[Problem statement] Review the material line by line. Identify and copy every line that contains the string "with".
────
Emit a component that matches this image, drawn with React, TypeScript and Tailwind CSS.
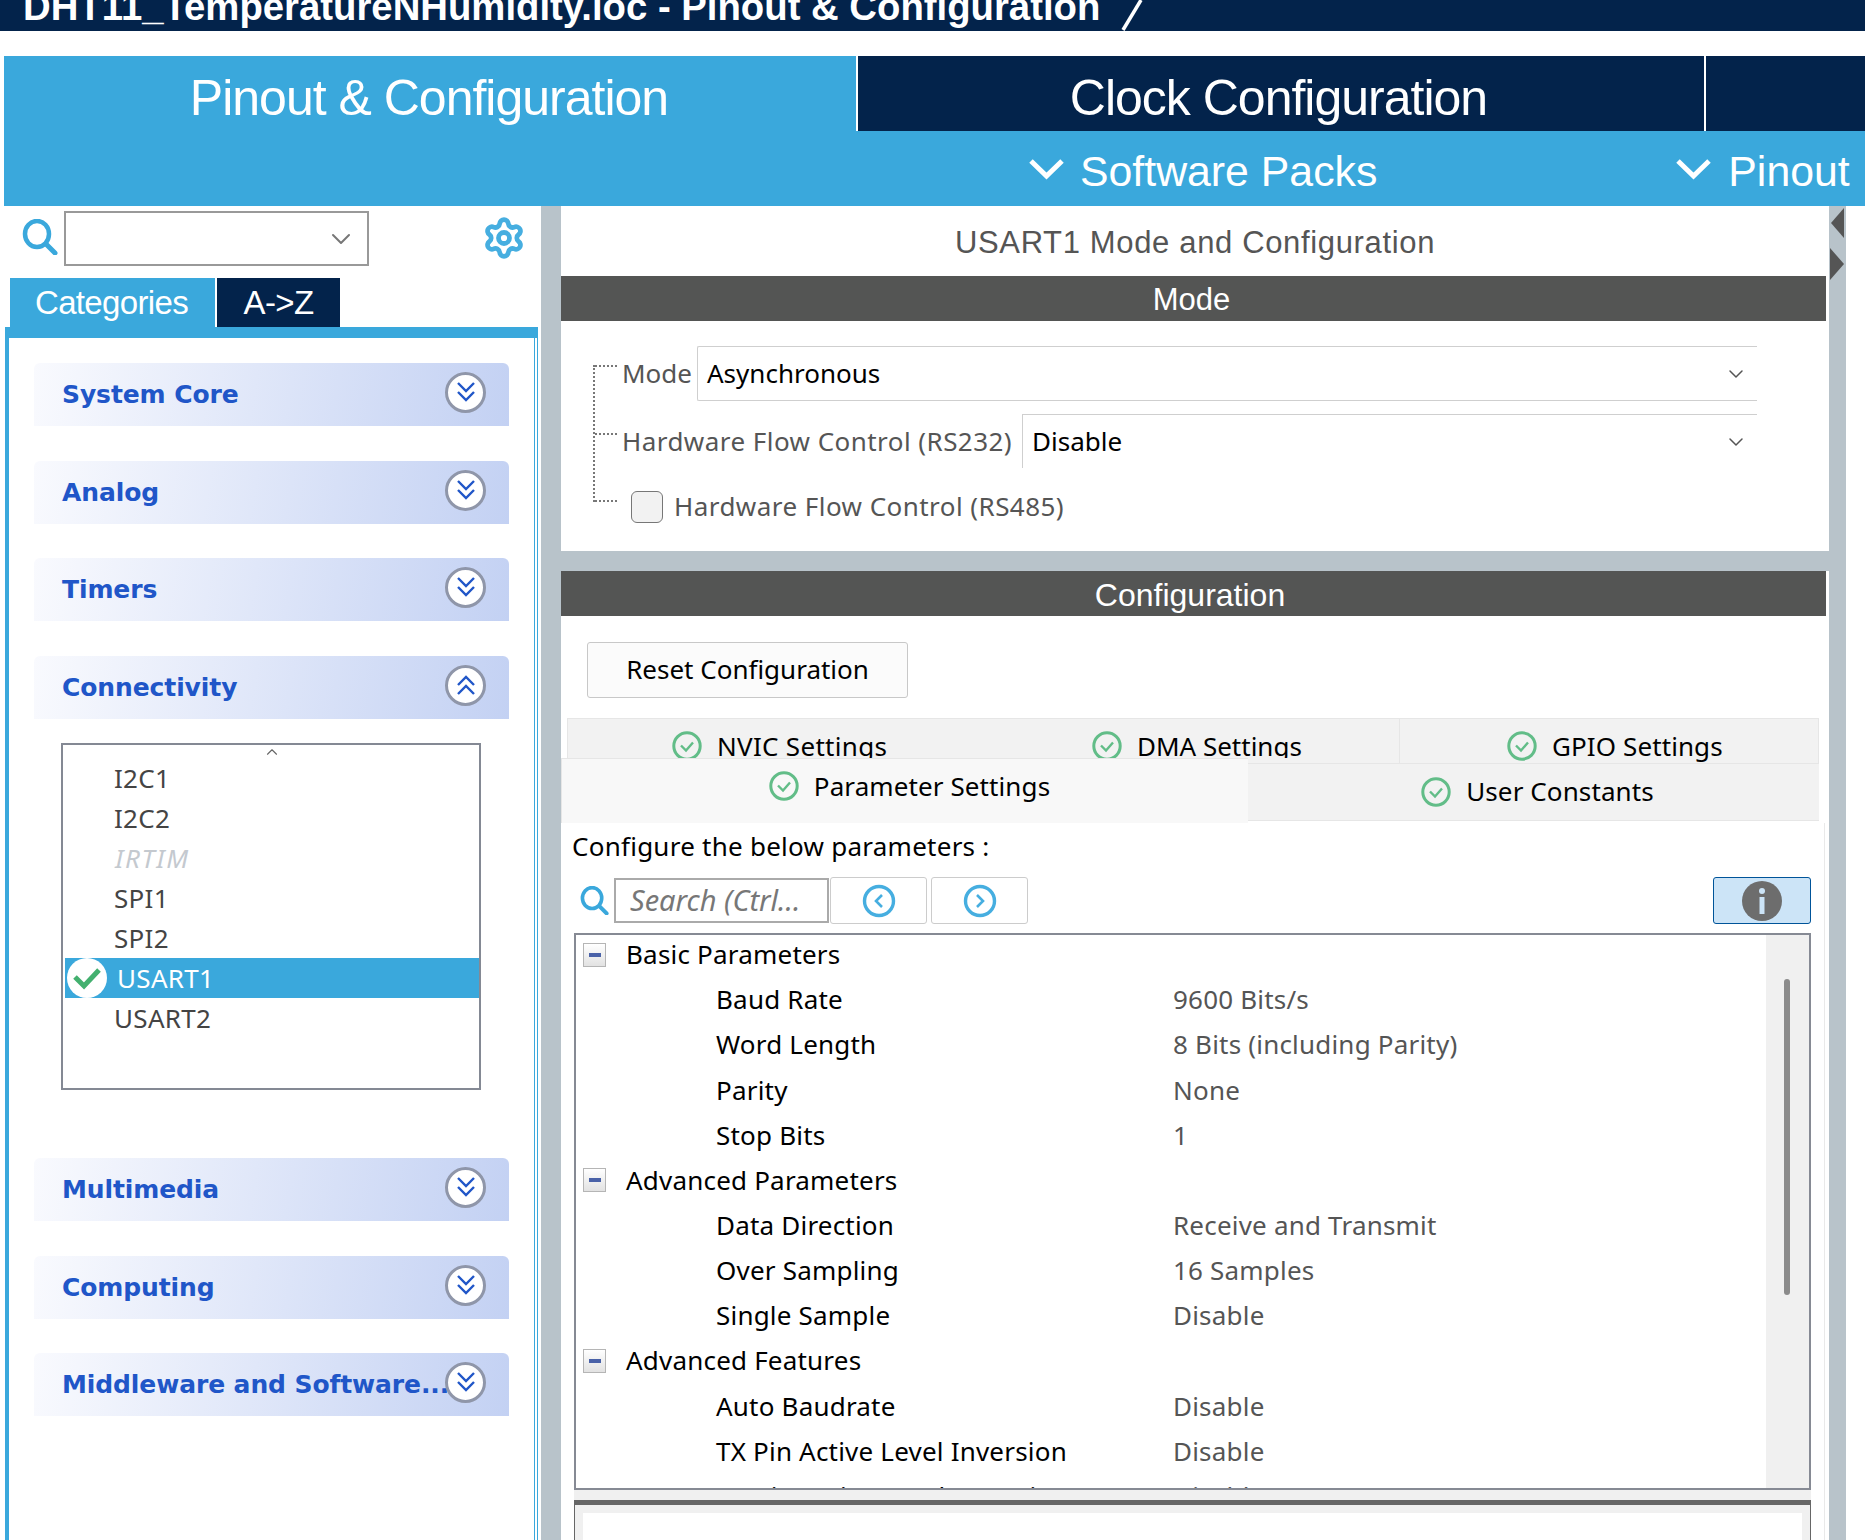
import React from 'react';
import { ChevronDown, ChevronUp, Settings } from 'lucide-react';

const uiFont = "font-['Noto_Sans','DejaVu_Sans',sans-serif]";

const SearchIcon: React.FC<{ size: number }> = ({ size }) => (
  <svg width={size} height={size} viewBox="0 0 36 36" fill="none" stroke="#3aa8dc" className="shrink-0">
    <ellipse cx="15" cy="15" rx="12" ry="13" strokeWidth="4.5" />
    <path d="M24 25l9 9" strokeWidth="5" strokeLinecap="round" />
  </svg>
);

const WideChevron: React.FC<{ className?: string }> = ({ className }) => (
  <svg width="35" height="22" viewBox="0 0 35 22" fill="none" stroke="#fff" strokeWidth="5" className={`shrink-0 ${className ?? ''}`}>
    <path d="M2 3l15.5 15L33 3" />
  </svg>
);

const DoubleChevron: React.FC<{ up?: boolean }> = ({ up }) => (
  <div className="relative -mt-[5px] w-[41px] h-[41px] rounded-full bg-white border-[3px] border-[#8f96a9] flex items-center justify-center shrink-0">
    <svg width="20" height="22" viewBox="0 0 20 22" fill="none" stroke="#2056c8" strokeWidth="2.4" className={up ? 'rotate-180' : ''}>
      <path d="M2 2l8 8 8-8" />
      <path d="M2 11l8 8 8-8" />
    </svg>
  </div>
);

const CheckCircle: React.FC = () => (
  <svg width="30" height="30" viewBox="0 0 30 30" fill="none" className="shrink-0">
    <circle cx="15" cy="15" r="13.2" stroke="#62bd88" strokeWidth="3" />
    <path d="M9 14.5l5 5 7-8" stroke="#62bd88" strokeWidth="2.4" />
  </svg>
);

const NavCircle: React.FC<{ right?: boolean }> = ({ right }) => (
  <svg width="34" height="34" viewBox="0 0 34 34" fill="none" stroke="#46aee0">
    <circle cx="17" cy="17" r="14.5" strokeWidth="3.4" />
    <path d={right ? 'M14 11l6 6-6 6' : 'M20 11l-6 6 6 6'} strokeWidth="2.6" />
  </svg>
);

const Section: React.FC<{ title: string; up?: boolean; className?: string }> = ({ title, up, className }) => (
  <div className={`h-[63px] ml-[25px] w-[475px] rounded-t-md bg-linear-[100deg] from-[#f9fafe] to-[#c3d1f3] flex items-center pl-[28px] pr-[23px] ${className ?? ''}`}>
    <div className="flex-1 min-w-0 font-['DejaVu_Sans',sans-serif] font-bold text-[25px] text-[#2056c8] whitespace-nowrap tracking-[-0.1px]">{title}</div>
    <DoubleChevron up={up} />
  </div>
);

const TreeRow: React.FC<{ label: string; value?: string }> = ({ label, value }) => (
  <div className="h-[45.17px] flex items-center shrink-0 text-[26px] whitespace-nowrap tracking-[0.2px]">
    {value === undefined ? (
      <>
        <div className="w-[23px] h-[24px] ml-[7px] mr-[20px] bg-linear-to-b from-white to-[#e2e2e2] border border-[#b5b5b5] flex items-center justify-center">
          <div className="w-[12px] h-[4px] bg-[#4a62a8]" />
        </div>
        <span className="text-black">{label}</span>
      </>
    ) : (
      <>
        <span className="ml-[140px] w-[457px] text-black">{label}</span>
        <span className="text-[#555]">{value}</span>
      </>
    )}
  </div>
);

const treeRows: { label: string; value?: string }[] = [
  { label: 'Basic Parameters' },
  { label: 'Baud Rate', value: '9600 Bits/s' },
  { label: 'Word Length', value: '8 Bits (including Parity)' },
  { label: 'Parity', value: 'None' },
  { label: 'Stop Bits', value: '1' },
  { label: 'Advanced Parameters' },
  { label: 'Data Direction', value: 'Receive and Transmit' },
  { label: 'Over Sampling', value: '16 Samples' },
  { label: 'Single Sample', value: 'Disable' },
  { label: 'Advanced Features' },
  { label: 'Auto Baudrate', value: 'Disable' },
  { label: 'TX Pin Active Level Inversion', value: 'Disable' },
  { label: 'RX Pin Active Level Inversion', value: 'Disable' },
];

const App: React.FC = () => {
  return (
    <div className={`w-[1865px] h-[1540px] overflow-hidden bg-white flex flex-col ${uiFont}`}>
      {/* title bar, cut by the top of the picture */}
      <div className="h-[31px] shrink-0 bg-[#03234b] overflow-hidden flex items-end pl-[23px] font-['Liberation_Sans',sans-serif] text-white">
        <span className="text-[38.3px] font-bold leading-[40px] mb-[4px] whitespace-nowrap">DHT11_TemperatureNHumidity.ioc - Pinout &amp; Configuration</span>
        <svg width="40" height="31" viewBox="0 0 40 31" className="ml-[21px] shrink-0">
          <path d="M2 30L20 0" stroke="#fff" strokeWidth="3.5" />
        </svg>
      </div>

      <div className="mt-[25px] ml-[4px] shrink-0 font-['Liberation_Sans',sans-serif] text-white">
        <div className="h-[75px] flex text-[50px] tracking-[-1px]">
          <div className="w-[852px] bg-[#3aa8dc] flex items-center justify-center pt-[10px] pr-[2px]">Pinout &amp; Configuration</div>
          <div className="w-[2px] bg-white" />
          <div className="w-[846px] bg-[#03234b] flex items-center justify-center pt-[10px] pr-[5px]">Clock Configuration</div>
          <div className="w-[2px] bg-white" />
          <div className="flex-1 bg-[#03234b]" />
        </div>
        <div className="h-[75px] bg-[#3aa8dc] flex items-center text-[42.8px] whitespace-nowrap">
          <WideChevron className="ml-[1025px]" />
          <span className="ml-[16px] pt-[6px]">Software Packs</span>
          <WideChevron className="ml-[299px]" />
          <span className="ml-[17px] pt-[6px]">Pinout</span>
        </div>
      </div>

      <div className="flex-1 flex min-h-0">
        {/* left panel */}
        <div className="w-[541px] shrink-0 flex flex-col">
          <div className="h-[72px] shrink-0 flex items-start">
            <div className="ml-[22px] mt-[13px]"><SearchIcon size={36} /></div>
            <div className="ml-[6px] mt-[5px] w-[305px] h-[55px] border-2 border-[#999] flex items-center justify-end pr-[10px]">
              <ChevronDown size={32} strokeWidth={1.5} className="text-[#777]" />
            </div>
            <Settings size={44} strokeWidth={2.6} className="ml-[113px] mt-[10px] text-[#46aee0]" />
          </div>
          <div className="h-[49px] shrink-0 flex ml-[10px] font-['Liberation_Sans',sans-serif] text-white text-[33px] tracking-[-0.65px]">
            <div className="w-[205px] bg-[#3aa8dc] flex items-center justify-center pr-[2px]">Categories</div>
            <div className="w-[2px]" />
            <div className="w-[123px] bg-[#03234b] flex items-center justify-center">A-&gt;Z</div>
          </div>
          <div className="flex-1 ml-[5px] mr-[3px] border-t-[11px] border-l-4 border-r border-[#3aa8dc] pr-[2px]">
            <div className="h-full border-r border-[#3aa8dc] pt-[25px]">
              <Section title="System Core" />
              <Section title="Analog" className="mt-[35px]" />
              <Section title="Timers" className="mt-[34px]" />
              <Section title="Connectivity" up className="mt-[35px]" />
              <div className="ml-[52px] mt-[24px] w-[420px] h-[347px] border-2 border-[#848994] pl-[2px] pr-0 text-[26px] text-[#444] tracking-[0.3px]">
                <div className="h-[13px] flex justify-center pt-[1px]">
                  <ChevronUp size={18} strokeWidth={1.5} className="text-[#666] -mt-[3px]" />
                </div>
                <div className="h-[40px] pl-[49px] flex items-center">I2C1</div>
                <div className="h-[40px] pl-[49px] flex items-center">I2C2</div>
                <div className="h-[40px] pl-[50px] flex items-center italic text-[#c4c9cf] tracking-[1.6px]">IRTIM</div>
                <div className="h-[40px] pl-[49px] flex items-center">SPI1</div>
                <div className="h-[40px] pl-[49px] flex items-center">SPI2</div>
                <div className="h-[40px] pl-[2px] flex items-center bg-[#3aa8dc] text-white">
                  <div className="w-[40px] h-[40px] rounded-full bg-white flex items-center justify-center mr-[10px]">
                    <svg width="30" height="24" viewBox="0 0 30 24" fill="none">
                      <path d="M3 11l9 9L27 4" stroke="#43b06f" strokeWidth="5" />
                    </svg>
                  </div>
                  USART1
                </div>
                <div className="h-[40px] pl-[49px] flex items-center">USART2</div>
              </div>
              <Section title="Multimedia" className="mt-[68px]" />
              <Section title="Computing" className="mt-[35px]" />
              <Section title="Middleware and Software..." className="mt-[34px]" />
            </div>
          </div>
        </div>

        <div className="w-[20px] shrink-0 bg-[#b8c3ca]" />

        {/* right panel */}
        <div className="w-[1268px] shrink-0 flex flex-col">
          <div className="h-[70px] shrink-0 flex items-center justify-center font-['Liberation_Sans',sans-serif] text-[31px] text-[#555] pt-[5px] tracking-[0.65px]">
            USART1 Mode and Configuration
          </div>
          <div className="h-[45px] shrink-0 w-[1265px] bg-[#545554] flex items-center justify-center font-['Liberation_Sans',sans-serif] text-white text-[31px] pt-[4px] pr-[4px]">Mode</div>

          <div className="h-[230px] shrink-0 flex text-[26px] text-[#555]">
            <div className="ml-[32px] mt-[44px] w-[24px] h-[137px] border-l-2 border-dotted border-[#777] flex flex-col justify-between">
              <div className="border-t-2 border-dotted border-[#777]" />
              <div className="border-t-2 border-dotted border-[#777]" />
              <div className="border-t-2 border-dotted border-[#777]" />
            </div>
            <div className="flex-1 ml-[5px] pt-[25px]">
              <div className="h-[55px] flex items-center">
                <span className="w-[75px]">Mode</span>
                <div className="w-[1060px] h-full border-y border-l border-[#cfcfcf] rounded-l-[2px] flex items-center justify-between pl-[9px] pr-[9px] text-black">
                  Asynchronous
                  <ChevronDown size={24} strokeWidth={1.5} className="text-[#555]" />
                </div>
              </div>
              <div className="h-[54px] mt-[13px] flex items-center">
                <span className="w-[400px] whitespace-nowrap tracking-[0.45px]">Hardware Flow Control (RS232)</span>
                <div className="w-[735px] h-full border-t border-l border-[#cfcfcf] flex items-center justify-between pl-[9px] pr-[9px] text-black">
                  Disable
                  <ChevronDown size={24} strokeWidth={1.5} className="text-[#555]" />
                </div>
              </div>
              <div className="h-[32px] mt-[23px] ml-[9px] flex items-center tracking-[0.45px]">
                <div className="w-[32px] h-[32px] rounded-[6px] border border-[#777] bg-[#f2f2f2] mr-[11px]" />
                <span className="-mt-[2px]">Hardware Flow Control (RS485)</span>
              </div>
            </div>
          </div>

          <div className="h-[20px] shrink-0 bg-[#b8c3ca]" />
          <div className="h-[45px] shrink-0 w-[1265px] bg-[#545554] flex items-center justify-center font-['Liberation_Sans',sans-serif] text-white text-[32px] pt-[3px] pr-[7px]">Configuration</div>

          <div className="ml-[26px] mt-[26px] w-[321px] h-[56px] shrink-0 rounded-[3px] border border-[#c8c8c8] bg-[#fbfbfb] flex items-center justify-center text-[26px] text-black pb-[2px]">Reset Configuration</div>

          {/* settings tabs */}
          <div className="mt-[20px] ml-[6px] w-[1252px] h-[46px] shrink-0 flex text-[26px] text-black bg-[#f2f2f2] border border-[#e6e6e6]">
            <div className="w-[419px] pl-[104px] flex items-start pt-[12px] gap-[15px] overflow-hidden h-[39px]"><CheckCircle /><span className="-mt-[4px] tracking-[0.3px]">NVIC Settings</span></div>
            <div className="w-[412px] pl-[105px] flex items-start pt-[12px] gap-[15px] overflow-hidden h-[39px]"><CheckCircle /><span className="-mt-[4px]">DMA Settings</span></div>
            <div className="flex-1 border-l border-[#e6e6e6] pl-[107px] flex items-start pt-[12px] gap-[15px]"><CheckCircle /><span className="-mt-[4px] tracking-[0.1px]">GPIO Settings</span></div>
          </div>
          <div className="-mt-[6px] flex h-[65px] shrink-0 text-[26px] text-black">
            <div className="w-[687px] h-[65px] bg-[#f8f8f8] border-t border-l border-[#e6e6e6] flex items-center justify-center gap-[15px] pb-[10px] pl-[9px] tracking-[0.1px]">
              <CheckCircle />Parameter Settings
            </div>
            <div className="w-[571px] h-[57px] mt-[6px] bg-[#f2f2f2] border-b border-[#e6e6e6] flex items-center justify-center gap-[15px] pl-[8px] pb-[1px] tracking-[0.1px]">
              <CheckCircle />User Constants
            </div>
          </div>

          <div className="flex-1 min-h-0 w-[1264px] border-r border-[#e9e9e9] flex flex-col">
            <div className="h-[46px] mb-[2px] shrink-0 pl-[11px] flex items-center text-[26px] text-black tracking-[0.25px]">Configure the below parameters :</div>
            <div className="h-[47px] mt-[6px] shrink-0 flex items-center">
              <div className="ml-[19px]"><SearchIcon size={29} /></div>
              <div className="ml-[5px] w-[215px] h-[45px] border-2 border-[#aaa] flex items-center pl-[14px] pb-[2px] italic text-[29px] text-[#777] whitespace-nowrap overflow-hidden">Search (Ctrl...</div>
              <div className="ml-[1px] w-[97px] h-[47px] border border-[#ccc] rounded-[3px] flex items-center justify-center"><NavCircle /></div>
              <div className="ml-[4px] w-[97px] h-[47px] border border-[#ccc] rounded-[3px] flex items-center justify-center"><NavCircle right /></div>
              <div className="ml-[685px] w-[98px] h-[47px] rounded-[3px] border border-[#005499] bg-[#cce4f7] flex items-center justify-center">
                <svg width="42" height="42" viewBox="0 0 42 42">
                  <circle cx="21" cy="21" r="20" fill="#6d6d6d" />
                  <circle cx="21" cy="11" r="3" fill="#cce4f7" />
                  <rect x="18.5" y="17" width="5" height="17" fill="#cce4f7" />
                </svg>
              </div>
            </div>
            <div className="ml-[13px] mt-[9px] w-[1237px] h-[557px] shrink-0 border-2 border-[#868a94] flex overflow-hidden">
              <div className="flex-1 flex flex-col overflow-hidden -mt-[3px]">
                {treeRows.map((row) => <TreeRow key={row.label} label={row.label} value={row.value} />)}
              </div>
              <div className="w-[43px] shrink-0 bg-[#f0f0f0] pl-[18px] pt-[44px]">
                <div className="w-[6px] h-[316px] rounded-[3px] bg-[#8b8b8b]" />
              </div>
            </div>
            <div className="ml-[13px] w-[1237px] h-[10px] shrink-0 bg-[#f0f0f0]" />
            <div className="ml-[13px] w-[1237px] flex-1 min-h-0 border-t-[5px] border-x border-[#666] bg-[#f0f0f0] px-[8px] pt-[8px]">
              <div className="h-full bg-white" />
            </div>
          </div>
        </div>

        {/* second splitter with its collapse arrows */}
        <div className="w-[17px] shrink-0 bg-[#b8c3ca] flex flex-col items-center pt-[2px] gap-[10px]">
          <svg width="17" height="30" viewBox="0 0 17 30"><path d="M15 0v30L2 15z" fill="#555" /></svg>
          <svg width="17" height="32" viewBox="0 0 17 32"><path d="M1 0v32L15 16z" fill="#555" /></svg>
        </div>
      </div>
    </div>
  );
};

export default App;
────
[Finished answer]
Emit a component that matches this image, drawn with React, TypeScript and Tailwind CSS.
        {/* second splitter with its collapse arrows */}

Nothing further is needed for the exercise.